I worked on every major disk drive manufacturer of HDD’s including our own at Burroughs for 11 yrs starting in ‘83
All 14” and 8” Head-Disk-Assemblies (HDA) used the top surface for servo feedback and all the others were data heads with the exception of our 207 14” HDA which used embedded servo bits between each sector for position error feedback, just like all modern 3.5 and under disk drives.
Early 5.25” Drives from NPL(Hitachi) and Seagate all used stepper motors and all surfaces. Then Maxtor, Atasi, Miniscribe, CDC, made them seek faster with small linear or rotary servo motors with dedicated surface (usually top) for position feedback. DMA and Syquest used Hard Disk cartridges and again, all surfaces were used.
There are no HDD’s that do not use all surfaces with heads.
The reference information looking at the size of head-arms looks like 1960’s technology.
The insides of the 80’s technology were very clean with 1 to 100 particles per cubic foot recirculating clean air thru HEPA filters. Older technology may have suffered from contaminants on the outer surfaces and to get around high defects may have excluded those but I am not aware that IBM, Memorex, Burroughs, Hitachi, Toshiba, Fujitsu, and a dozen other companies ever had any such configuration.
The only possible reason in the 60’s or early 70’s to not use the outer disk would be the dual servo surfaces were used to correct for tilt error in the spindle bearing to head actuator bearing vertical alignment, but I think the authors did not understand how HDA’s work.
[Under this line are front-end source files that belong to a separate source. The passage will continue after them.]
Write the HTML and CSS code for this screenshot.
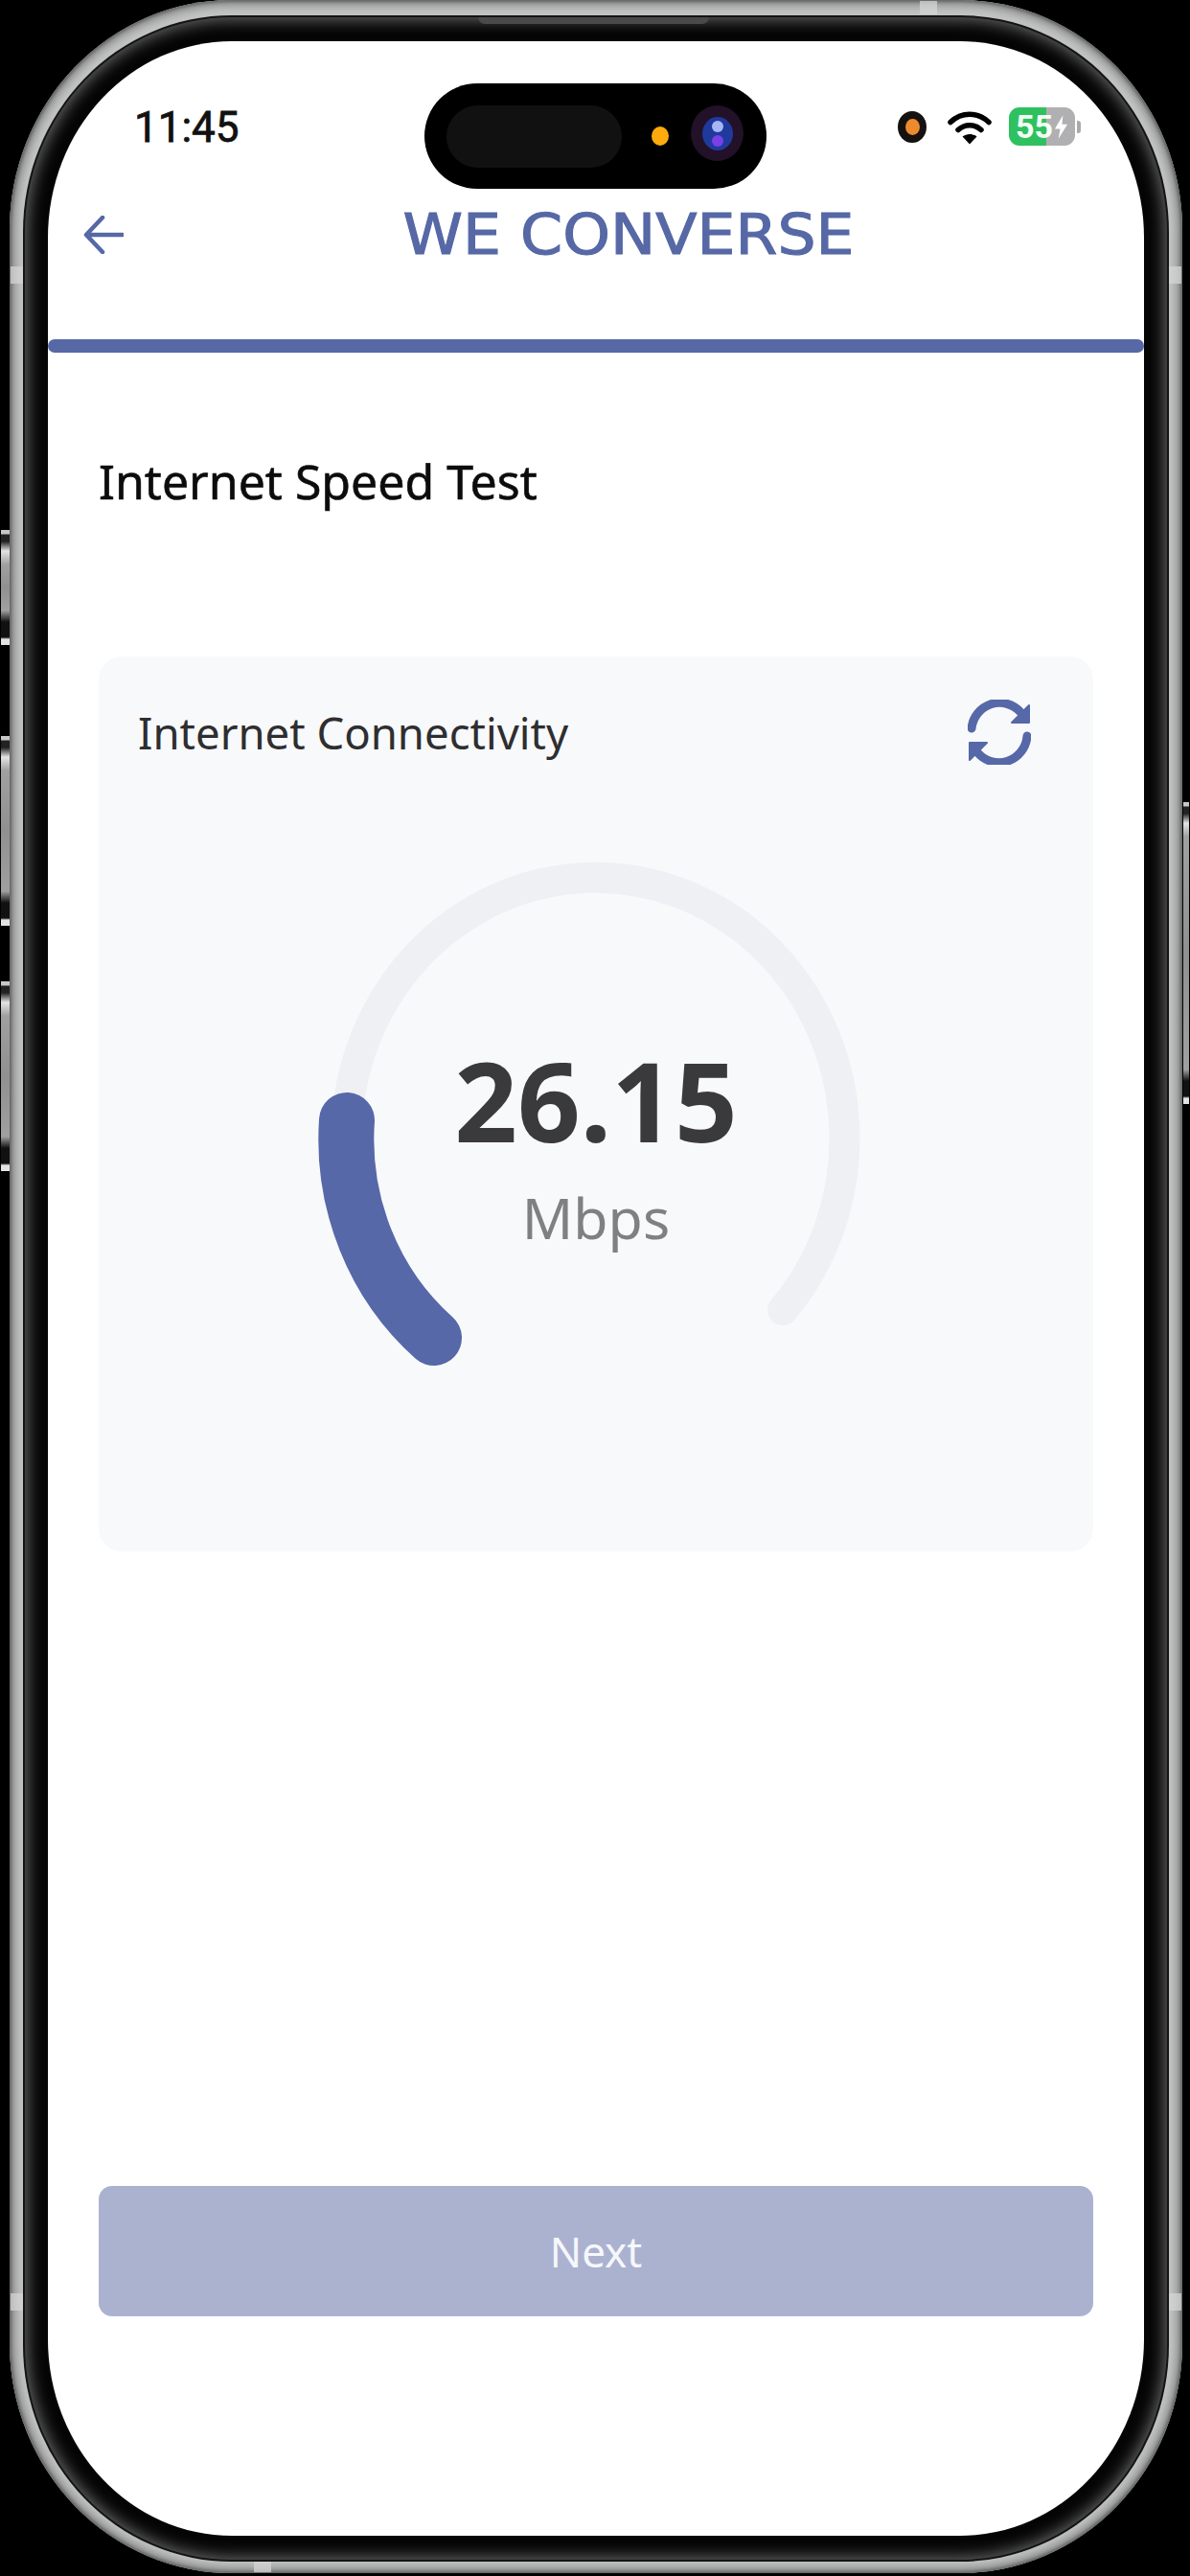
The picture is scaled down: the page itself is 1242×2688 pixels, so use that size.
FILE: index.html
```html
<!DOCTYPE html>
<html lang="en">
<head>
<meta charset="utf-8">
<title>We Converse - Internet Speed Test</title>
<link rel="stylesheet" href="styles.css">
</head>
<body>
<div class="stage">
  <span class="side-btn btn-a"></span>
  <span class="side-btn btn-b"></span>
  <span class="side-btn btn-c"></span>
  <span class="side-btn btn-d"></span>
  <div class="metal">
    <span class="band band-lt"></span>
    <span class="band band-lb"></span>
    <span class="band band-rt"></span>
    <span class="band band-rb"></span>
    <span class="band band-t"></span>
    <span class="band band-b"></span>
    <span class="slit"></span>
    <div class="hairline">
      <div class="bezel">
        <main class="screen">
          <div class="island">
            <span class="island-pill"></span>
            <span class="island-dot"></span>
            <span class="camera"><span class="lens"><span class="lens-top"></span><span class="lens-bottom"></span></span></span>
          </div>

          <div class="status">
            <span class="time">11:45</span>
            <div class="status-right">
              <span class="rec"><span class="rec-core"></span></span>
              <svg class="wifi" viewBox="0 0 46 37" aria-hidden="true">
                <path d="M3 13.500C14.500 2.500 31.500 2.500 43 13.500" fill="none" stroke="#000" stroke-width="5.500" stroke-linecap="round"/>
                <path d="M11 21.500C18 15 28 15 35 21.500" fill="none" stroke="#000" stroke-width="5.500" stroke-linecap="round"/>
                <path d="M15.500 28.500C20 25 26 25 30.500 28.500L23 36.500Z" fill="#000"/>
              </svg>
              <div class="battery">
                <span class="battery-num">55</span>
                <svg class="bolt" viewBox="0 0 16 26" aria-hidden="true"><path d="M10 0L1 15H7L5 26L15 10H9Z" fill="#fff"/></svg>
              </div>
              <span class="battery-nub"></span>
            </div>
          </div>

          <header class="nav">
            <svg class="back" viewBox="0 0 42 40" aria-hidden="true">
              <path d="M41 20H3M20 2L3 20L20 38" fill="none" stroke="#5668a5" stroke-width="4.500" stroke-linecap="round" stroke-linejoin="round"/>
            </svg>
            <span class="logo">WE CONVERSE</span>
          </header>
          <div class="rule"></div>

          <h1 class="page-title">Internet Speed Test</h1>

          <section class="card">
            <div class="card-head">
              <h2 class="card-title">Internet Connectivity</h2>
              <svg class="refresh" viewBox="0 0 66 68" aria-hidden="true">
                <path d="M4 30A29.500 30 0 0 1 55 13" fill="none" stroke="#5668a8" stroke-width="9" stroke-linecap="round"/>
                <path d="M64 6V24H46Z" fill="#5668a8" stroke="#5668a8" stroke-width="2" stroke-linejoin="round"/>
                <path d="M62 38A29.500 30 0 0 1 10 55" fill="none" stroke="#5668a8" stroke-width="9" stroke-linecap="round"/>
                <path d="M2 45H20L2 63Z" fill="#5668a8" stroke="#5668a8" stroke-width="2" stroke-linejoin="round"/>
              </svg>
            </div>
            <div class="gauge">
              <svg class="gauge-svg" viewBox="0 0 600 560" aria-hidden="true">
                <path d="M130 514A260 272 0 1 1 495 487" fill="none" stroke="#eff0f3" stroke-width="32" stroke-linecap="round"/>
                <path d="M131 516A260 272 0 0 1 40 289" fill="none" stroke="#5668a8" stroke-width="58" stroke-linecap="round"/>
              </svg>
              <div class="readout">
                <span class="speed">26.15</span>
                <span class="unit">Mbps</span>
              </div>
            </div>
          </section>

          <button class="next" type="button">Next</button>
        </main>
      </div>
    </div>
  </div>
</div>
</body>
</html>
```

FILE: styles.css
```css
* { box-sizing: border-box; }

html, body {
  margin: 0;
  padding: 0;
  background: #000;
}

.stage {
  position: relative;
  display: flex;
  width: 1242px;
  height: 2688px;
  padding: 0 8px 3px 10px;
  background: #000;
  overflow: hidden;
}

.side-btn {
  position: absolute;
  background: linear-gradient(180deg, #c8c8c8 0, #c8c8c8 4px, #222 5px, #222 12px, #e4e4e4 22px, #a0a0a0 36px, #909090 50%, #a0a0a0 calc(100% - 36px), #111 calc(100% - 24px), #111 calc(100% - 8px), #e4e4e4 calc(100% - 6px));
}
.btn-a { left: 1px; top: 553px; width: 9px; height: 120px; }
.btn-b { left: 1px; top: 768px; width: 9px; height: 198px; }
.btn-c { left: 1px; top: 1024px; width: 9px; height: 198px; }
.btn-d { left: 1235px; top: 837px; width: 6px; height: 315px; }

.metal {
  position: relative;
  flex: 1;
  display: flex;
  padding: 16px 14px 12px;
  border-radius: 232px / 240px;
  background: #c2c4c4;
  box-shadow: inset 0 0 3px 2px #666, inset 0 0 8px 6px #8a8a8a;
}

.band {
  position: absolute;
  background: #d4d4d4;
  opacity: .75;
}
.band-lt { left: 1px; top: 278px; width: 13px; height: 18px; }
.band-lb { left: 1px; top: 2393px; width: 13px; height: 18px; }
.band-rt { right: 1px; top: 278px; width: 13px; height: 18px; }
.band-rb { right: 1px; top: 2393px; width: 13px; height: 18px; }
.band-t { left: 950px; top: 1px; width: 18px; height: 14px; }
.band-b { left: 255px; top: 2673px; width: 18px; height: 11px; }

.slit {
  position: absolute;
  left: 489px;
  top: 18px;
  z-index: 1;
  width: 241px;
  height: 7px;
  border-radius: 0 0 8px 8px;
  background: #4a4a4a;
}

.hairline {
  flex: 1;
  display: flex;
  padding: 2px;
  border-radius: 218px / 226px;
  background: #141414;
}

.bezel {
  flex: 1;
  display: flex;
  padding: 25px 24px;
  border-radius: 216px / 224px;
  background: #050505;
  box-shadow: inset 0 0 16px 3px #666;
}

.screen {
  position: relative;
  flex: 1;
  display: flex;
  flex-direction: column;
  border-radius: 192px / 205px;
  background: #fff;
  overflow: hidden;
  font-family: "Noto Sans", sans-serif;
}

.island {
  position: absolute;
  left: 393px;
  top: 44px;
  display: flex;
  align-items: center;
  width: 357px;
  height: 110px;
  padding-left: 23px;
  border-radius: 55px;
  background: #000;
}
.island-pill {
  width: 183px;
  height: 65px;
  border-radius: 33px;
  background: #111;
}
.island-dot {
  width: 18px;
  height: 20px;
  margin-left: 31px;
  border-radius: 50%;
  background: #fdab0c;
}
.camera {
  display: flex;
  align-items: center;
  justify-content: center;
  width: 55px;
  height: 58px;
  margin: -6px 0 0 23px;
  border-radius: 50%;
  background: #231029;
}
.lens {
  display: flex;
  flex-direction: column;
  align-items: center;
  justify-content: space-between;
  width: 32px;
  height: 35px;
  padding: 4px 0 4px;
  border-radius: 50%;
  background: #1f3a9c;
}
.lens-top {
  width: 12px;
  height: 12px;
  border-radius: 50%;
  background: #a9b6f5;
}
.lens-bottom {
  width: 12px;
  height: 12px;
  border-radius: 50%;
  background: #7a3fe6;
}

.status {
  display: flex;
  align-items: center;
  justify-content: space-between;
  height: 150px;
  padding: 30px 66px 0 90px;
}
.time {
  font-family: Roboto, sans-serif;
  font-size: 44px;
  font-weight: 400;
  line-height: 50px;
  color: #111;
  -webkit-text-stroke: 0.8px #111;
}
.status-right {
  display: flex;
  align-items: center;
  margin-top: -2px;
}
.rec {
  display: flex;
  align-items: center;
  justify-content: center;
  width: 30px;
  height: 33px;
  border-radius: 50%;
  background: #14110f;
}
.rec-core {
  width: 15px;
  height: 17px;
  border-radius: 50%;
  background: #ee8a2e;
}
.wifi {
  width: 46px;
  height: 37px;
  margin-left: 22px;
}
.battery {
  display: flex;
  align-items: center;
  gap: 1px;
  width: 69px;
  height: 40px;
  margin-left: 18px;
  padding-left: 7px;
  border-radius: 11px;
  background: linear-gradient(90deg, #2fc160 0, #2fc160 57%, #b0b0b2 57%, #b0b0b2 100%);
}
.battery-num {
  font-family: Roboto, sans-serif;
  font-size: 34px;
  font-weight: 700;
  line-height: 40px;
  color: #f4fff6;
}
.bolt {
  width: 15px;
  height: 25px;
}
.battery-nub {
  width: 4px;
  height: 13px;
  margin-left: 2px;
  border-radius: 0 3px 3px 0;
  background: #a9a9ab;
}

.nav {
  position: relative;
  display: flex;
  align-items: center;
  justify-content: center;
  height: 104px;
  padding-left: 68px;
}
.back {
  position: absolute;
  left: 37px;
  top: 32px;
  width: 42px;
  height: 40px;
}
.logo {
  font-family: "DejaVu Sans", sans-serif;
  font-size: 58px;
  line-height: 70px;
  color: #5668a5;
  -webkit-text-stroke: 1.1px #5668a5;
  white-space: nowrap;
  transform: scaleX(1.09);
}

.rule {
  height: 14px;
  margin-top: 57px;
  border-radius: 7px;
  background: #5668a5;
}

.page-title {
  margin: 100px 0 0 53px;
  font-size: 50px;
  font-weight: 400;
  line-height: 68px;
  color: #0c0c0c;
  -webkit-text-stroke: 0.6px #0c0c0c;
}

.card {
  display: flex;
  flex-direction: column;
  height: 934px;
  margin: 149px 53px 0;
  padding: 38px 0 0;
  border-radius: 24px;
  background: #f8f9fb;
}
.card-head {
  display: flex;
  align-items: center;
  justify-content: space-between;
  height: 82px;
  padding: 0 65px 0 41px;
}
.card-title {
  margin: 0;
  font-size: 45.5px;
  font-weight: 400;
  line-height: 60px;
  color: #2e2e30;
}
.refresh {
  width: 66px;
  height: 68px;
  margin-top: -1px;
}

.gauge {
  position: relative;
  align-self: center;
  width: 600px;
  height: 560px;
  margin-top: 75px;
}
.gauge-svg {
  display: block;
  width: 600px;
  height: 560px;
}
.readout {
  position: absolute;
  left: 0;
  right: 0;
  top: 188px;
  display: flex;
  flex-direction: column;
  align-items: center;
}
.speed {
  font-size: 115px;
  font-weight: 700;
  line-height: 160px;
  color: #3a3a3c;
}
.unit {
  margin-top: 2px;
  font-size: 59px;
  line-height: 80px;
  color: #808080;
}

.next {
  flex: none;
  height: 136px;
  margin: auto 53px 229px;
  border: 0;
  border-radius: 14px;
  background: #abb2d0;
  font-family: "Noto Sans", sans-serif;
  font-size: 44px;
  color: #f6f7fb;
}
```
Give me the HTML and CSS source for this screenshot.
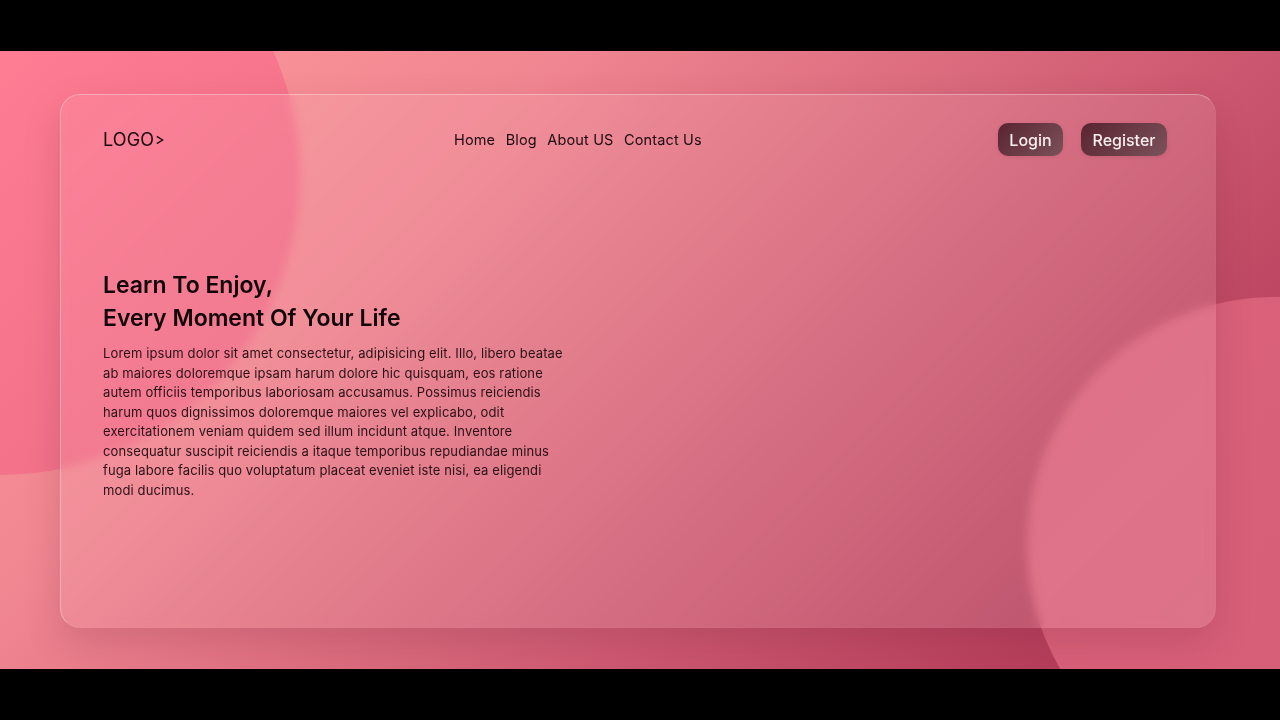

Because it does not reflect how any HDA’s running today work.
The author’s name and title might reveal more info, but it is contradictory at best and ancient at worst description of how HDD’s operate. My job titles are in my profile.
Very few people get the opportunity to really understand how HDD’s work and I consider them the most complex electo-magnetic-mechanical devices that have evolved over decades of R&D with fortunes spent in improving the technology. Now the aluminum cobalt doped oxide surfaces will be sputtered on smoother glass surfaces and the aerodynamic flying height has shrunk from 50 u” to 10u” to 1u” down towards wavelengths of light acting as an air bearing with 1 million hours MTBF.